Penn State Soccer

Leadership drove Nittany Lion soccer team to new heights

Erica Walsh openly admitted it — she’s going to miss her senior class.

There’s something about some big personalities, that can pull a team together and do what no one had done before, that can leave an indelible mark on a coach and program.

“I’m just in awe of what this senior class has done for this program and this university,” Penn State’s women’s soccer coach said Monday afternoon, hours after returning from San Diego and her Nittany Lions’ 4-1 loss to North Carolina in the national championship game.

Penn State won in a variety of ways this past season, from lopsided blowouts thanks to the nation’s top goal-scoring offense, to overtime and shootout thrillers to goals in the final minute of regulation.

What got them to a 21-4-2 record, a fourth appearance in the College Cup and the program’s first ever trip to the finals was a fine display of chemistry, blending offense and defense and bonded by a small but vocal and headstrong senior class.

Midfielders Maddy Evans and Christine Nairn, along with several other key players, provided the glue that made this team work, the drive that got the Nittany Lions dramatic wins and the will to take the program to a new level.

“Leadership was the name of the game this year,” Walsh said. “Our seniors were everything for us and they taught us how to lead, but that doesn’t mean the next class coming up will fill in those shoes.”

Walsh can only hope to see this season duplicated in 2013.

On paper it looks promising, with eight returning starters including four of the top six goal-scorers, and after getting so close to hoisting the championship trophy it should only make them more hungry. It’s up to next year’s seniors like Maya Hayes and Taylor Schram to hoist the team onto their backs.
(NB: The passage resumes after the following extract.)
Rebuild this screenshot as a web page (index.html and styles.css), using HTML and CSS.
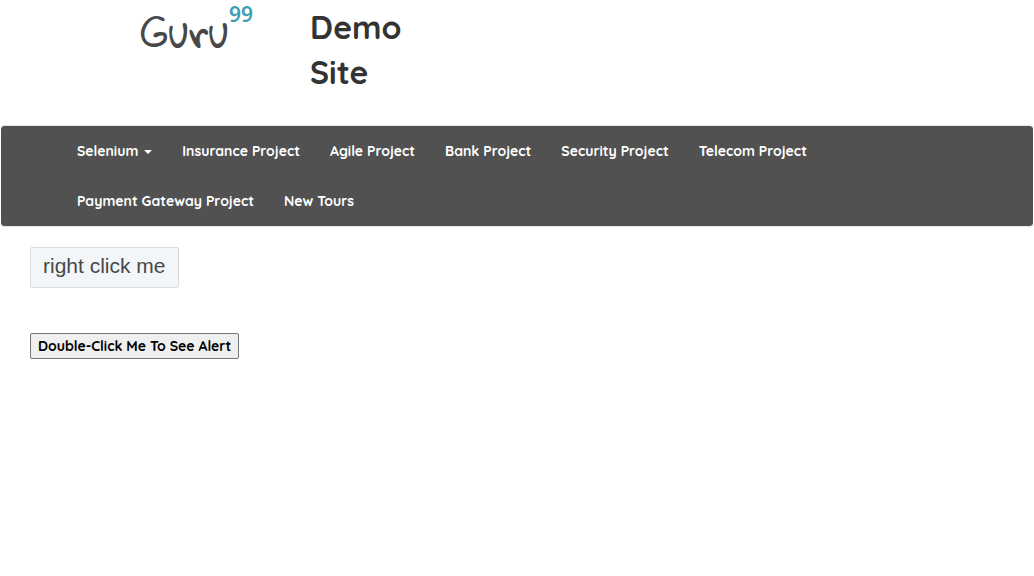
FILE: index.html
```html
<!DOCTYPE html>
<html lang="en">
<head>
<meta charset="utf-8">
<meta name="viewport" content="width=device-width, initial-scale=1">
<title>Guru99 Demo Site</title>
<link rel="stylesheet" href="styles.css">
</head>
<body>
<header class="site-header">
  <svg class="logo" viewBox="0 0 130 80" role="img" aria-label="Guru99">
    <text class="logo-name" x="9" y="48">Guru</text>
    <text class="logo-number" x="97" y="22">99</text>
  </svg>
  <h2 class="site-title">Demo Site</h2>
</header>
<nav class="navbar">
  <ul class="nav-list">
    <li><a class="nav-link" href="#">Selenium <span class="caret"></span></a></li>
    <li><a class="nav-link" href="#">Insurance Project</a></li>
    <li><a class="nav-link" href="#">Agile Project</a></li>
    <li><a class="nav-link" href="#">Bank Project</a></li>
    <li><a class="nav-link" href="#">Security Project</a></li>
    <li><a class="nav-link" href="#">Telecom Project</a></li>
    <li><a class="nav-link" href="#">Payment Gateway Project</a></li>
    <li><a class="nav-link" href="#">New Tours</a></li>
  </ul>
</nav>
<main class="content">
  <button class="context-button" type="button">right click me</button>
  <button class="alert-button" type="button">Double-Click Me To See Alert</button>
</main>
</body>
</html>
```
FILE: styles.css
```css
* {
  box-sizing: border-box;
}

body {
  margin: 0;
  background: #fff;
  color: #333;
  font-family: Quicksand, Lato, sans-serif;
  font-size: 14px;
}

.site-header {
  display: flex;
  align-items: flex-start;
  gap: 48px;
  padding: 0 30px 30px 132px;
}

.logo {
  flex: none;
  width: 130px;
  height: 80px;
  overflow: visible;
}

.logo-name {
  fill: #484848;
  font: 40px "Gloria Hallelujah", Lato, sans-serif;
}

.logo-number {
  fill: #409fb4;
  font: 600 21px "Noto Sans", sans-serif;
}

.site-title {
  width: min-content;
  margin: 5px 0 0;
  font-size: 32px;
  font-weight: 700;
  line-height: 45px;
}

.navbar {
  margin: 0 1px;
  padding: 0 61px;
  border: 1px solid #e2e8e8;
  border-width: 1px 0;
  border-radius: 4px;
  background: #515151;
}

.nav-list {
  display: flex;
  flex-wrap: wrap;
  margin: 0;
  padding: 0;
  list-style: none;
}

.nav-link {
  display: block;
  padding: 15px;
  color: #fff;
  font-weight: 700;
  line-height: 20px;
  text-decoration: none;
}

.caret {
  display: inline-block;
  margin-left: 2px;
  border: 4px solid transparent;
  border-top-color: #fff;
  border-bottom: 0;
  vertical-align: middle;
}

.content {
  display: flex;
  flex-direction: column;
  align-items: flex-start;
  gap: 45px;
  padding: 20px 30px;
}

.context-button {
  padding: 4px 12px 8px;
  border: 1px solid #d6dde0;
  border-radius: 2px;
  background: #f2f6f8;
  color: #484848;
  font: 21px/27px "Liberation Sans", Arial, sans-serif;
}

.alert-button {
  padding: 2px 7px;
  border: 1px solid #767676;
  border-radius: 2px;
  background: #efefef;
  color: #000;
  font-family: inherit;
  font-size: 14px;
  font-weight: 700;
  line-height: 20px;
}
```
“I watch these guys right now and they want the world,” Walsh said. “Now that they understand what that means, I don’t see anything in their behavior that leads me to believe that things will be different in the future. One thing we learned was how incredibly challenging it is to get to that point and how so many things need to go your way to compete for a national championship.”

The loss was still pretty raw for the team, and for Walsh, even on Monday. She had hardly slept, thanks to a redeye flight back to State College on Sunday night, and was still struggling to appreciate the season as a whole while digesting a tough loss.

It was even tougher on the seniors, who won’t get the chance to suit up in blue and white again and who broke down in tears after Sunday’s loss.

“You could feel the disappointment in the team,” Walsh said. “For good reason. They felt they let one get away from them. You can throw out any reason that occurred, and at some point I can provide some perspective to them, but I do feel they left everything out on the field, which is why they feel the disappointment they feel.”

The experience was nonetheless a thrill for Walsh, who has been to the Olympics and World Cup as an assistant coach for the U.S. team since she arrived in State College six years ago.

It was her first trip to the College Cup as a head coach, and while previous teams had a strong collection of talent, they lacked that little bit extra, that bonding agent, that got the program more than just a Big Ten title and a handful of postseason wins.

“With a little bit of perspective, obviously I’m very proud of our season,” Walsh said. “I’m trying to look at the body of work, and not let the disappointment from (Sunday) overshadow the collection of great performances and growth I saw in this team over the course of the season.”

It was a tough loss, especially after sitting in a 1-1 tie at halftime against the Tar Heels, but it will be a weekend that will be hard for Walsh and all of her Nittany Lions to forget.

“I have so much hope and excitement and promise for the future,” Walsh said. “But I am struggling with the loss of this senior class. They are a very special group to me.”